Vernacular - Etymology

Etymology

The term is not a recent one. In 1688 James Howell wrote:

Concerning Italy, doubtless there were divers before the Latin did spread all over that Country; the Calabrian, and Apulian spoke Greek, whereof some Relicks are to be found to this day; but it was an adventitious, no Mother-Language to them: 'tis confess'd that Latium it self, and all the Territories about Rome, had the Latin for its maternal and common first vernacular Tongue; but Tuscany and Liguria had others quite discrepant, viz. the Hetruscane and Mesapian, whereof though there be some Records yet extant; yet there are none alive that can understand them: The Oscan, the Sabin and Tusculan, are thought to be but Dialects to these.

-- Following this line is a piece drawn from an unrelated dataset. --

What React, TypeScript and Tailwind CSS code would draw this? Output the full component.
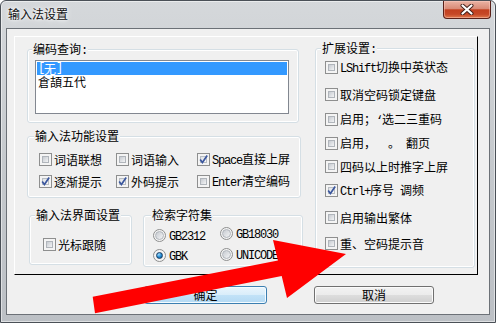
import React from "react";

function isNarrow(ch: string) {
  const c = ch.codePointAt(0) || 0;
  return c < 0x2e80;
}

function Txt({ s }: { s: string }) {
  const parts: { narrow: boolean; t: string }[] = [];
  for (const ch of s) {
    const n = isNarrow(ch);
    const last = parts[parts.length - 1];
    if (last && last.narrow === n) last.t += ch;
    else parts.push({ narrow: n, t: ch });
  }
  return (
    <>
      {parts.map((p, i) =>
        p.narrow ? (
          <span
            key={i}
            className="inline-block font-['Liberation_Mono',monospace] text-[12px] tracking-[-1.2px] whitespace-pre"
          >
            {p.t}
          </span>
        ) : (
          <span key={i} className="inline-block">
            {p.t}
          </span>
        )
      )}
    </>
  );
}

function Box({ checked }: { checked?: boolean }) {
  return (
    <span className="relative flex w-[13px] h-[13px] shrink-0 border border-[#8e8f8f] bg-[#f4f4f4] p-[2px]">
      <span
        className={
          checked
            ? "flex-1 border border-[#b8bdc3] bg-gradient-to-br from-[#dfe2e6] to-[#f8f8f8]"
            : "flex-1 border border-[#b0b5bb] bg-gradient-to-br from-[#c7cbd1] to-[#f3f4f5]"
        }
      />
      {checked && (
        <svg className="absolute left-0 top-0" width="11" height="11" viewBox="0 0 11 11">
          <path d="M2.2 5.6 L4.4 8.6 L9.2 1.6" fill="none" stroke="#3b579e" strokeWidth="1.7" />
        </svg>
      )}
    </span>
  );
}

function Radio({ checked }: { checked?: boolean }) {
  return (
    <span className="flex w-[13px] h-[13px] shrink-0 items-center justify-center rounded-full border border-[#8e8f8f] bg-[#f4f4f4]">
      {checked ? (
        <span className="w-[7px] h-[7px] rounded-full border border-[#1c3e62] bg-[radial-gradient(circle_at_35%_30%,#9edcff,#1d86cf_55%,#0b4d86)]" />
      ) : (
        <span className="w-[9px] h-[9px] rounded-full border border-[#b0b5bb] bg-gradient-to-br from-[#c7cbd1] to-[#f3f4f5]" />
      )}
    </span>
  );
}

function Check({ label, checked }: { label: string; checked?: boolean }) {
  return (
    <div className="flex h-[13px] items-center gap-[2px] leading-[13px] whitespace-nowrap">
      <Box checked={checked} />
      <span className="inline-block">
        <Txt s={label} />
      </span>
    </div>
  );
}

function RadioItem({ label, checked }: { label: string; checked?: boolean }) {
  return (
    <div className="flex h-[13px] items-center gap-[3px] leading-[13px] whitespace-nowrap">
      <Radio checked={checked} />
      <span className="inline-block">
        <Txt s={label} />
      </span>
    </div>
  );
}

function GroupLabel({ s, left }: { s: string; left: string }) {
  return (
    <span
      className={
        "absolute -top-[8px] bg-[#f0f0f0] px-[1px] leading-[14px] whitespace-nowrap " + left
      }
    >
      <Txt s={s} />
    </span>
  );
}

const groupCls =
  "relative rounded-[3px] border border-[#d5dfe5] shadow-[inset_0_0_0_1px_#ffffff]";

function Arrow() {
  return (
    <svg
      className="pointer-events-none absolute left-0 top-0"
      width="496"
      height="323"
      viewBox="0 0 496 323"
    >
      <polygon
        points="92.7,296.7 277.9,260.4 273,240 346,254 287,298 281.7,276 95,313.3"
        fill="#ff0000"
      />
    </svg>
  );
}

export default function App() {
  return (
    <div className="relative w-[496px] h-[323px] overflow-hidden bg-white font-['Noto_Sans_CJK_SC',sans-serif] text-[12px] text-black">
      <div className="flex h-full w-full flex-col rounded-t-[6px] border border-[#4a5057] bg-gradient-to-b from-[#d5d8db] via-[#c5c9cd] to-[#bcc0c5] shadow-[inset_0_0_0_1px_rgba(255,255,255,0.5)]">
        {/* title bar */}
        <div className="flex h-[27px] items-start justify-between pl-[7px] pr-[4px]">
          <span className="mt-[5px] leading-[16px] text-[#111] [text-shadow:0_0_6px_#fff,0_0_3px_#fff]">
            输入法设置
          </span>
          <div className="flex h-[18px] w-[48px] items-center justify-center rounded-b-[4px] border border-t-0 border-[#5a2119] bg-[linear-gradient(#eab3a4,#d98b77_45%,#c2401f_52%,#c64827_78%,#e0794c)] shadow-[inset_0_0_0_1px_rgba(255,210,200,0.45)]">
            <svg width="14" height="11" viewBox="0 0 14 11">
              <path
                d="M2.5 1.5 L11.5 9.5 M11.5 1.5 L2.5 9.5"
                stroke="#3f1d17"
                strokeWidth="4"
                strokeLinecap="round"
              />
              <path
                d="M2.5 1.5 L11.5 9.5 M11.5 1.5 L2.5 9.5"
                stroke="#ffffff"
                strokeWidth="2.2"
                strokeLinecap="round"
              />
            </svg>
          </div>
        </div>

        {/* client area */}
        <div className="mx-[5px] flex h-[287px] flex-col border border-[#6c7177] bg-[#f0f0f0]">
          {/* panel */}
          <div className="ml-[7px] mt-[7px] flex h-[239px] w-[464px] border border-t-white border-l-white border-r-black border-b-black pl-[12px] pt-[11px]">
            {/* left column */}
            <div className="mt-[1px] flex w-[276px] flex-col">
              <div className={groupCls + " h-[74px] w-[272px]"}>
                <GroupLabel s="编码查询:" left="left-[4px]" />
                <div className="ml-[7px] mt-[10px] h-[54px] w-[254px] border border-[#828790] bg-white p-[1px]">
                  <div className="flex h-[13px] items-center bg-[#3399ff] pl-[1px] leading-[13px] text-white">
                    <Txt s="[无]" />
                  </div>
                  <div className="flex h-[13px] items-center pl-[1px] leading-[13px]">
                    <Txt s="倉頡五代" />
                  </div>
                </div>
              </div>

              <div className={groupCls + " mt-[13px] h-[62px] w-[274px]"}>
                <GroupLabel s="输入法功能设置" left="left-[6px]" />
                <div className="grid grid-cols-[77px_81px_auto] gap-y-[9px] pl-[11px] pt-[16px]">
                  <Check label="词语联想" />
                  <Check label="词语输入" />
                  <Check label="Space直接上屏" checked />
                  <Check label="逐渐提示" checked />
                  <Check label="外码提示" checked />
                  <Check label="Enter清空编码" />
                </div>
              </div>

              <div className="mt-[17px] flex items-start">
                <div className={groupCls + " ml-[2px] h-[50px] w-[103px]"}>
                  <GroupLabel s="输入法界面设置" left="left-[5px]" />
                  <div className="pl-[13px] pt-[22px]">
                    <Check label="光标跟随" />
                  </div>
                </div>
                <div className={groupCls + " ml-[11px] h-[52px] w-[160px]"}>
                  <GroupLabel s="检索字符集" left="left-[7px]" />
                  <div className="grid grid-cols-[67px_auto] gap-y-[7px] pl-[9px] pt-[13px]">
                    <RadioItem label="GB2312" />
                    <div className="-mt-[2px]">
                      <RadioItem label="GB18030" />
                    </div>
                    <RadioItem label="GBK" checked />
                    <div className="-mt-[1px]">
                      <RadioItem label="UNICODE" />
                    </div>
                  </div>
                </div>
              </div>
            </div>

            {/* right column */}
            <div className={groupCls + " ml-[12px] h-[220px] w-[160px]"}>
              <GroupLabel s="扩展设置:" left="left-[5px]" />
              <div className="flex flex-col pl-[9px] pt-[12px]">
                <Check label="LShift切换中英状态" />
                <div className="mt-[14px]">
                  <Check label="取消空码锁定键盘" />
                </div>
                <div className="mt-[12px]">
                  <Check label="启用；‘选二三重码" />
                </div>
                <div className="mt-[11px]">
                  <Check label="启用，  。 翻页" />
                </div>
                <div className="mt-[10px]">
                  <Check label="四码以上时推字上屏" />
                </div>
                <div className="mt-[11px]">
                  <Check label="Ctrl+序号 调频" checked />
                </div>
                <div className="mt-[14px]">
                  <Check label="启用输出繁体" />
                </div>
                <div className="mt-[13px]">
                  <Check label="重、空码提示音" />
                </div>
              </div>
            </div>
          </div>

          {/* buttons */}
          <div className="mt-[11px] flex">
            <button className="ml-[137px] flex h-[18px] w-[123px] items-center justify-center rounded-[3px] border border-[#3c7fb1] bg-[linear-gradient(#eaf5fc,#d9edfa_50%,#c2e2f7_51%,#b3d9f3)] leading-[16px] shadow-[inset_0_0_0_1px_#f4fbff]">
              确定
            </button>
            <button className="ml-[47px] flex h-[18px] w-[120px] items-center justify-center rounded-[3px] border border-[#707070] bg-[linear-gradient(#f2f2f2,#ebebeb_50%,#dddddd_51%,#cfcfcf)] leading-[16px] shadow-[inset_0_0_0_1px_#fbfbfb]">
              取消
            </button>
          </div>
        </div>
      </div>
      <Arrow />
    </div>
  );
}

Here vernacular, mother language and dialect are already in use in a modern sense. According to Merriam-Webster's, "vernacular" was brought into the English language as early as 1601 from Latin vernaculus, "native", which had been in figurative use in Classical Latin as "national" and "domestic", having originally been derived from vernus and verna, a male or female slave respectively born in the house rather than abroad. The figurative meaning was broadened from the diminutive extended words vernaculus, vernacula. Varro, the classical Latin grammarian, used the term vocabula vernacula, "termes de la langue nationale" or "vocabulary of the national language" as opposed to foreign words.

In some disciplines, such as Linguistic Anthropology, the term "vernacular" is falling out of usage and has come to be identified as an offensive term. "Dialect" or "dialect variation" is more appropriate in context, as the word "vernacular" comes from the Latin "vernaculus" (domestic, native) which in turn comes from the Etruscan "verna" (home-born slave, native).